Six Lies About Modi Cash Ban

Some quick thoughts about mass media propaganda on the Modi cash ban in India.

  1. Critics in the mainstream media, especially from Western establishment mouthpieces like the London School of Economics, are repeatedly mentioning “the poor” as the primary victim of the cash ban.  Now,  daily workers are certainly suffering, because they can’t be paid in cash regularly, but they are very, very far from being the only people suffering. Indeed, the affluent, the middle-class, the lower middle-class, urban residents and rural, the whole of the country has been profoundly affected. Being rich does not exempt you from standing in line for days trying to get out a trivial part of your savings. Being rich (on paper) does not prevent your business from collapsing because you cannot order supplies or because consumer demand has collapsed with the cash crunch.
  2.  Mainstream critics are breezily assuming the virtue of the alleged objective of the plan: rooting out corruption, “black money,” and crime.  But the printing of  new 2000 rupee notes belies this assumption. Larger bills are usually favored by people involved in shady cash dealings.  By contrast, the banned 500 and 1000 rupee notes were widely used in the legitimate cash-based economy. This suggests that attacking the cash-based economy was the real goal of the cash ban.
  3.  Mainstream critics are repeatedly associating cashless with crimeless or “clean” money.  The cashless project has become equated with the cleanliness program. Swacch Bharat or Clean India and Digital India have become one. But in fact,  money-laundering and the financing of criminal activity and terrorism are usually done through digital payments, especially the much-touted Bitcoin, which, elsewhere on this blog, I have deconstructed as a tool of the financial elites. Bitcoin India has soared multiple times following the cash ban. Who profited? When will the media go after this story?
  4.  The mainstream media has given us very sparse coverage of the broad and profound destruction of the economy underway, instead, opting for sound-bytes about a “temporary” decline in GDP that at most will take a few months to recover. But GDP itself is a spurious indicator of the economic well-being a country.  A far better indicator of the effects of the cash ban is taking a cross-section of the industries being devastated: the breadth and depth is astounding. The numbers are in the tens and hundreds of thousands. The workers involved are in the millions. From the ceramic and diamond industry in Gujarat (Modi’s home state) to the chit-fund industry, farming, and leather-working; from book sellers to vegetable sellers, from real estate to Ayurvedic medicine, there is not a business that has not been dealt a severe blow, often,  irretrievably. The closing of tens of thousands of small businesses that constitute the majority of a sector leaves the market wide open for big businesses. Thus, the diamond business in Gujarat has been ruined for the small businesses that dominate 60% of it. But the large diamond merchants have survived and will no doubt expand. Now, who are those large diamond merchants? Could they be the same merchants who dominate the global industry from Antwerp? What is their relationship to the Modi government and its foreign backers?

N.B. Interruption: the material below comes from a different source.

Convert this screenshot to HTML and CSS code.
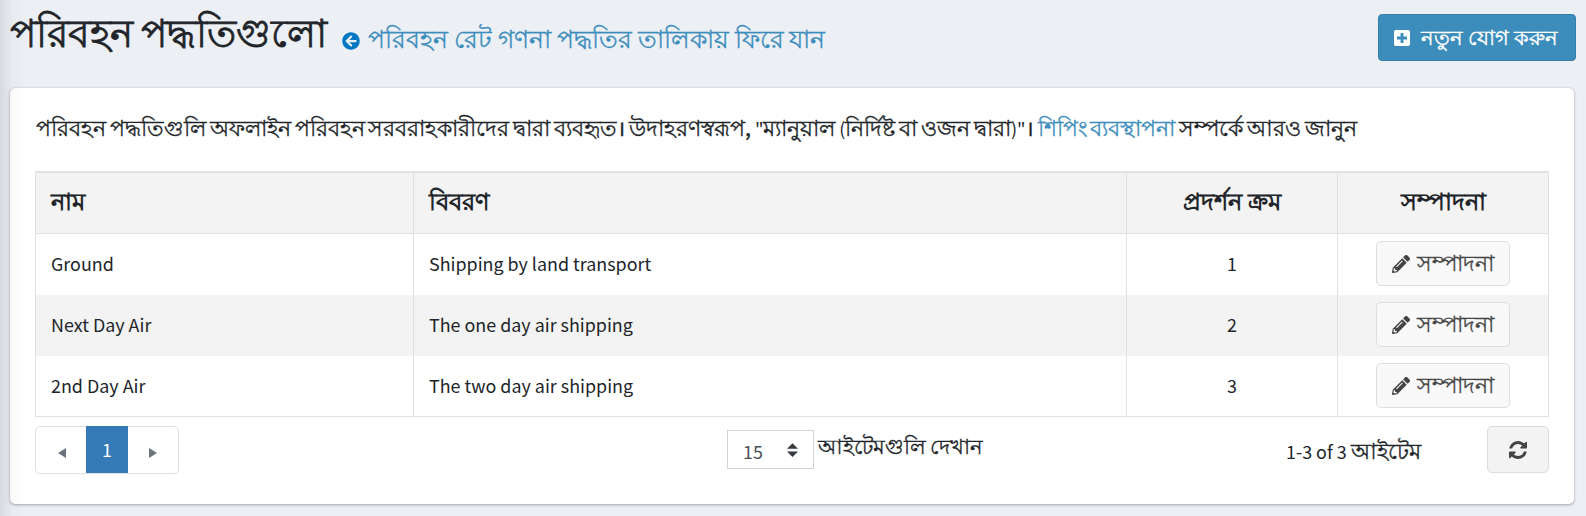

  5.  The last lie that is being circulated about the cash ban is that it was an ill thought-out, poorly planned act.  The evidence does not support this lie. The “cashless” project is a globalist objective with hoary roots, going back, proximately, to the 1990’s, when the capital markets were financialized and centralized. However, theoretically, since the inauguration of the Internet, the potential has always existed for the economic world to be digitalized and centralized. We must assume that those behind the adoption of the ‘net knew this. So, truthfully, at least from the 1970’s, the cashless project has been in the works. Secondly,  Western fintech has been trying to get its foot into the Indian market over the last several years, without success. The Modi cash ban has now forcibly opened the market for it. Indeed, finance capital has RAPED the country. Here is a real “rape crisis” that the Western media is glossing over.
  6.  My final point in this post is perhaps the most disturbing. While there is indeed a global move toward “cashless,” the notion that is being circulated in the MSM that the Indian cash ban is more-of-the-same is totally false and most likely disinformation. There is no Western country in the world in which the cashless project has intentionally and immediately inflicted the kind of damage that the Modi ban has done. The Western measures  are staid, gradualist, and leave scope for the use of cash and for privacy, since the infrastructure and policing available in the West is excellent. In India, by contrast, the cash ban is nothing less than dekulakization, and should bluntly be called economic warfare. Given that the powers-that-be behind Modi constitute the right-wing of the Anglo-Jewish oligarchy, the cash ban is an act of monumental treachery on the part of the PM; a rape of the native population and industry by a conspiracy of the state and big business; and the savage, unilateral imposition of a digital dictatorship from New York, London, and Tel Aviv, on the no-longer sovereign republic of India.